No Jews have resided in Krosno or in the surrounding Subcarpathian region of southeastern Poland since the 1940s. Since then, a dynamic tension has developed between those, especially in many of the older generations, who bask in the monoculturalism evidenced by the longstanding Polish Catholic cultural heritage. Others, though, many in the younger generations born after the war have dedicated themselves to stamp out the hatreds of the past, and have been determined to resurrect Jewish history and Jewish culture, which may make it safer and more welcoming for us one day to return in ever increasing numbers; for it is our home too!

Coming back to this concept of "exceptionalism," I believe it represents a tired and dangerous myth that we are taught throughout the nations of the world as soon as we exit the womb. All countries have their strengths and weaknesses. This lie of "exceptionalism," though, separates countries and their residents from people of other nations. Rather than envisioning a country as "exceptional," I would have world leaders promote their countries and act as partners in an interdependent community of great nations.

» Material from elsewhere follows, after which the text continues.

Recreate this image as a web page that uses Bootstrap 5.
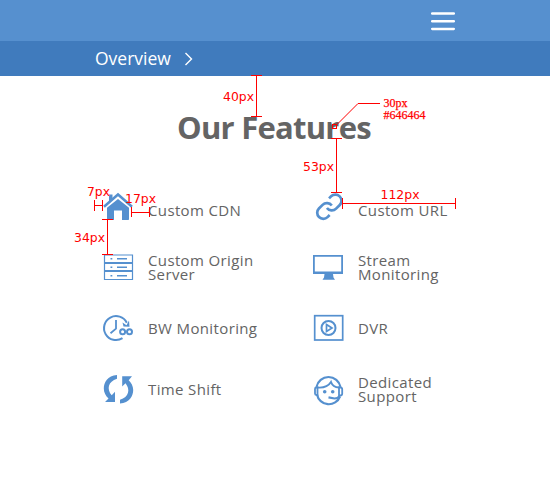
<!DOCTYPE html>
<html lang="en">
<head>
<meta charset="utf-8">
<meta name="viewport" content="width=device-width, initial-scale=1">
<title>Our Features</title>
<link href="https://cdn.jsdelivr.net/npm/bootstrap@5.3.0/dist/css/bootstrap.min.css" rel="stylesheet">
<style>
body{font-family:"Open Sans","Noto Sans",sans-serif;color:#646464;width:550px;height:480px;overflow:hidden}
.topbar{height:41px;background:#5690cf;padding-right:95px}
.crumbs{height:35px;background:#407bbd;padding-left:95px;font-size:17.5px;gap:13px}
.crumbs span{line-height:35px}
.title{font-size:31px;line-height:40px;font-weight:700;color:#646464;padding-top:31px;padding-right:2px;letter-spacing:-.75px}
.features{display:grid;grid-template-columns:210px 210px;grid-auto-rows:61px;padding:29px 0 0 103px}
.feature{gap:15px;font-size:15px;line-height:14px;letter-spacing:.37px}
.feature svg{width:30px;height:31px;flex:none;overflow:visible;fill:none;stroke:#5590cf;stroke-width:2}
.feature .solid{fill:#5590cf;stroke:none}
.feature span{padding-bottom:2px}
.feature .lower{padding:6px 0 0}
.notes{font-family:"DejaVu Sans",sans-serif;font-size:12.5px;fill:red}
.notes path{stroke:red;fill:none;shape-rendering:crispEdges}
.notes .diagonal{shape-rendering:auto}
.notes .fine{font-family:"Liberation Serif",serif;font-size:12px;stroke:red;stroke-width:.25px}
</style>
<script src="https://cdn.jsdelivr.net/npm/bootstrap@5.3.0/dist/js/bootstrap.bundle.min.js"></script>
</head>
<body class="bg-white position-relative">
<header>
  <nav class="topbar d-flex justify-content-end align-items-center">
    <svg width="24" height="20" viewBox="0 0 24 20" stroke="#fff" stroke-width="2.5" stroke-linecap="round"><path d="M1.2 2.5h21.6M1.2 10.2h21.6M1.2 17.9h21.6"/></svg>
  </nav>
  <div class="crumbs d-flex align-items-center text-white">
    <span>Overview</span>
    <svg width="9" height="14" viewBox="0 0 9 14" fill="none" stroke="#fff" stroke-width="1.4"><path d="M1.5 1l6 6-6 6"/></svg>
  </div>
</header>
<main>
  <h1 class="title text-center mb-0">Our Features</h1>
  <section class="features">
    <div class="feature d-flex align-items-center">
      <svg viewBox="0 0 30 31"><path class="solid" d="M6 3.5h3.500V8L6 11zM4 16.700L15 8l11 8.700v11.500q0 .8-.8.8H19v-9.500h-8V29H4.800q-.8 0-.8-.8z"/><path d="M1 15.700L15 3.500l14 12.200" stroke-width="2.500"/></svg>
      <span class="lower">Custom CDN</span>
    </div>
    <div class="feature d-flex align-items-center">
      <svg viewBox="0 0 30 31"><g transform="translate(1.700 1.100) scale(1.22)"><path stroke-width="2.200" d="M10 13a5 5 0 0 0 7.540.540l3-3a5 5 0 0 0-7.070-7.070l-1.720 1.710M14 11a5 5 0 0 0-7.540-.540l-3 3a5 5 0 0 0 7.070 7.070l1.710-1.710"/></g></svg>
      <span class="lower">Custom URL</span>
    </div>
    <div class="feature d-flex align-items-center">
      <svg viewBox="0 0 30 31"><path d="M1.500 3h28v7.500h-28zM1.500 11.500h28v7h-28zM1.500 19.500h28V27.500h-28z" stroke-width="1.200"/><path d="M7.500 6.700h1.800M14 6.700h10M7.500 15.300h1.800M14 15.300h10M7.500 23.700h1.800M14 23.700h10" stroke-width="1.600"/></svg>
      <span>Custom Origin<br>Server</span>
    </div>
    <div class="feature d-flex align-items-center">
      <svg viewBox="0 0 30 31"><path class="solid" fill-rule="evenodd" d="M0 3h30v19H20l.5 3.500 1.500 2.300H9.500l1.500-2.300.5-3.500H0zM1.800 4.800v14.700h26.400V4.800z"/></svg>
      <span>Stream<br>Monitoring</span>
    </div>
    <div class="feature d-flex align-items-center">
      <svg viewBox="0 0 30 31"><path d="M19.500 25.200A12 12 0 1 1 23.800 9.800" stroke-width="2"/><path class="solid" d="M19.500 9.500l4 2.800L26 7.500l.5 6.200-6-.2z"/><path d="M13 7v8.700l-5.500 4.600" stroke-width="1.800"/><circle cx="19.600" cy="18.800" r="2.500" stroke-width="2"/><circle cx="26.500" cy="18.800" r="2.500" stroke-width="2"/></svg>
      <span>BW Monitoring</span>
    </div>
    <div class="feature d-flex align-items-center">
      <svg viewBox="0 0 30 31"><rect x="1.700" y="2.700" width="28" height="24.300" stroke-width="1.700"/><circle cx="15.500" cy="15" r="7" stroke-width="2"/><path d="M13.500 11.500l5.500 3.500-5.500 3.500z" stroke-width="1.700"/></svg>
      <span>DVR</span>
    </div>
    <div class="feature d-flex align-items-center">
      <svg viewBox="0 0 30 31"><path class="solid" d="M14 1C4.500 1.500.8 8.500.8 14.500c0 4 2 7.500 4.700 10L2 28h10V17.700l-3.300 3.500C3.500 15 5 7.500 14 4.700zM17 29.500c9.500-.5 13.200-7.500 13.200-13.500 0-4-2-7.500-4.500-9.800L29 2.300H19.200v10.200l3.300-3.300C27.500 15.500 26 23 17 25.800z"/></svg>
      <span>Time Shift</span>
    </div>
    <div class="feature d-flex align-items-center">
      <svg viewBox="0 0 30 31"><path d="M3.500 13A12.200 12.200 0 0 1 27.500 13M4 20.500a12 12 0 0 0 23 2" stroke-width="2.200"/><path d="M4.500 13.500H3.500a1.500 1.500 0 0 0-1.500 1.500v4.500A1.500 1.500 0 0 0 3.500 21h1zM26 13.500h1.500a1.700 1.700 0 0 1 1.700 1.700v4.600a1.700 1.700 0 0 1-1.700 1.700H26z" stroke-width="1.800"/><path d="M4.500 13.500c6 .5 11-1.500 13.500-5.500 1.200 3.500 4 5.300 8 5.500" stroke-width="1.900"/><circle class="solid" cx="11.700" cy="17.700" r="1.800"/><circle class="solid" cx="19.700" cy="17.700" r="1.800"/><path d="M26.500 22q-1.500 2.500-5 2.500l-6-1.200" stroke-width="2.200"/></svg>
      <span>Dedicated<br>Support</span>
    </div>
  </section>
</main>
<svg class="notes position-absolute top-0 start-0" width="550" height="480" viewBox="0 0 550 480">
  <path d="M251 75.500h11M256.500 75v42M251 116.500h11"/>
  <path d="M331 138.500h11M336.500 138v54M331 192.500h11"/>
  <path d="M94.500 200v11M94 205.500h9M102.500 200v11"/>
  <path d="M131.500 207v10M131 212.500h19M149.500 207v10"/>
  <path d="M102 219.500h11M107.500 219v35M102 254.500h11"/>
  <path d="M342.500 198v11M342 203.500h114M455.500 198v11"/>
  <path d="M332.500 124.500h4v4h-4zM358 103.500h22"/>
  <path class="diagonal" d="M337 124.500L358 103.500"/>
  <text x="223" y="101" textLength="31" lengthAdjust="spacingAndGlyphs">40px</text>
  <text x="303" y="171" textLength="31" lengthAdjust="spacingAndGlyphs">53px</text>
  <text x="87" y="196" textLength="23" lengthAdjust="spacingAndGlyphs">7px</text>
  <text x="125" y="203" textLength="31" lengthAdjust="spacingAndGlyphs">17px</text>
  <text x="74" y="242" textLength="31" lengthAdjust="spacingAndGlyphs">34px</text>
  <text x="380.500" y="199" textLength="39" lengthAdjust="spacingAndGlyphs">112px</text>
  <text class="fine" x="383.500" y="107" textLength="24">30px</text>
  <text class="fine" x="383.500" y="119" textLength="42">#646464</text>
</svg>
</body>
</html>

We can liken history to rose bushes with many beautiful and fragrant blossoms in a wide array of colors and hues. Taken holistically, the bush represents one of the many natural splendors filling our world. If, however, we continually imagine the rose blossom without its thorns, each time we embrace the bloom by the stem, we will come away with bloodied and painfully throbbing hands. Rather than expressing our outrage against the truth tellers who remind us of the razor-sharp protrusions growing alongside the blossoms, we must venerate those perceptive and insightful among us who serve to guide us around the dangers to ensure we do not bloody ourselves again.